Back when I worked as a news anchor and reporter the television networks would occasionally bring in consultants to evaluate newsroom performance and recommend changes that helped us boost ratings. News and entertainment consultants tend to base their advice and coaching on a combination of industry research, socioeconomic and entertainment trends, their own observations and the recommendations of audience focus groups.

While these seasoned advisors always added a new concept or twist to every round of coaching, there were some solid pieces of advice that were often repeated and will always hold true. Whether you’re creating simple marketing materials, a detailed proposal, or an oral presentation, these pointers can help your organization connect with prospects on a deeper level.

Know What’s Most Important to Your Audience

Media organizations often use focus groups to “take the pulse” of their ideal customers–current and potential viewers, readers and listeners. Members of these focus groups offer their opinions on a variety of issues and concerns, in a variety of ways. For example, they might be asked to rank in order of importance the issues they consider to be the most critical in their lives and community. In addition, they might be asked to score recent newscasts minute-by-minute in order to indicate what they like most and least about the stories, reporters and delivery. Newsrooms consider these opinions when selecting stories to cover.

If you’re not financially equipped to launch a complex market survey of your own, you can still get your finger on the pulse of your customers’ wants and needs. Just keep it simple. Take a survey of current and past customers, fellow business owners and colleagues. Their input can provide valuable information that will help you clearly define your brand and refine your message to increase appeal to your audience.

Keep Your Message Clear and Concise

In today’s busy society people tend to have a lot on their minds all of the time, plus they’re bombarded with tons of new information daily. When would-be customers find it hard to interpret your message they are likely to move on to a competitor who makes a very clear statement.

Even when presenting the most complex of stories, reporters are encouraged to “keep it simple” by writing and speaking at a level an eighth-grader would be able to understand. That way, more people can readily identify with the message and feel compelled to tune in again.

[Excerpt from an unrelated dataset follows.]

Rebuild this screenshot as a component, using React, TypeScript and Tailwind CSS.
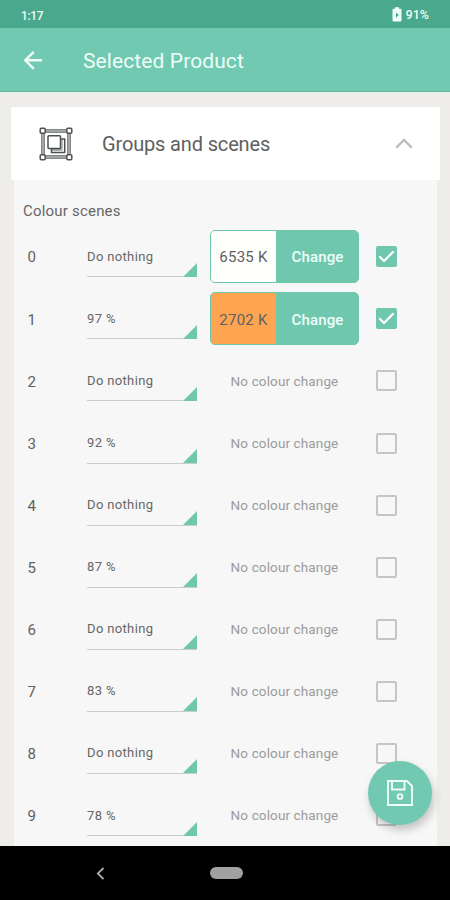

For best results, make sure every message is one your audience can digest quickly and easily. Give people a reason to stay connected!

Use a Conversational Tone

When you want to convince others that you’re great at what you do, it can be tempting to write and speak a language I call “officialese”. In other words, a collection of formal or complicated phrases that are designed to impress people and prove how much we know. I see the use of officialese in business writing and presentations quite often. Unfortunately, it’s a practice that backfires because it alienates and confuses potential buyers.

When crafting marketing communications of any sort, pretend you are speaking one-on-one with a friend. You will find that your message flows more naturally, gets to the point, and intrigues rather than repels the people you most want to attract.

Internalize Your Message for Powerful Delivery

Watch closely, and you can easily tell the difference between an anchor who is just “reading” the teleprompter script and one who really “feels” what he or she is saying. How does the delivery make you feel? Whether you like a given story or not, you will no doubt have a stronger reaction to the anchor who delivers with conviction.

While you want to avoid cheesy, over-the-top hype (which can be a huge turnoff), you do want all of your marketing communications to reflect that you are passionate and genuinely excited about the results you help clients achieve. Passion is contagious and–even when the listener is not ready to buy–can help you make a powerful impact that leads to referrals and new business down the line.

“Practice, practice, practice.”

Never underestimate the power of this oft-used advice. By taking the time to craft a message that is truly customer focused and learning to deliver comfortably and sincerely in any setting, you will find that you begin to draw more and more of the individuals and organizations you’re in business to serve.

Just as media outlets use these techniques to build an audience, you can use them to draw in new customers.

About Your Message

In just 10 to 30 seconds of introducing your business verbally, or in just one to three written sentences, your message should make me–your prospective customer–feel like:

  • You truly understand what I’m experiencing in my life or business.
  • You understand what’s causing my struggle or challenge.
  • Your company is uniquely qualified to provide the solution I need.

How do you describe your company, what you do for clients, and the results your clients experience? You can refine your message now to engage prospects more effectively.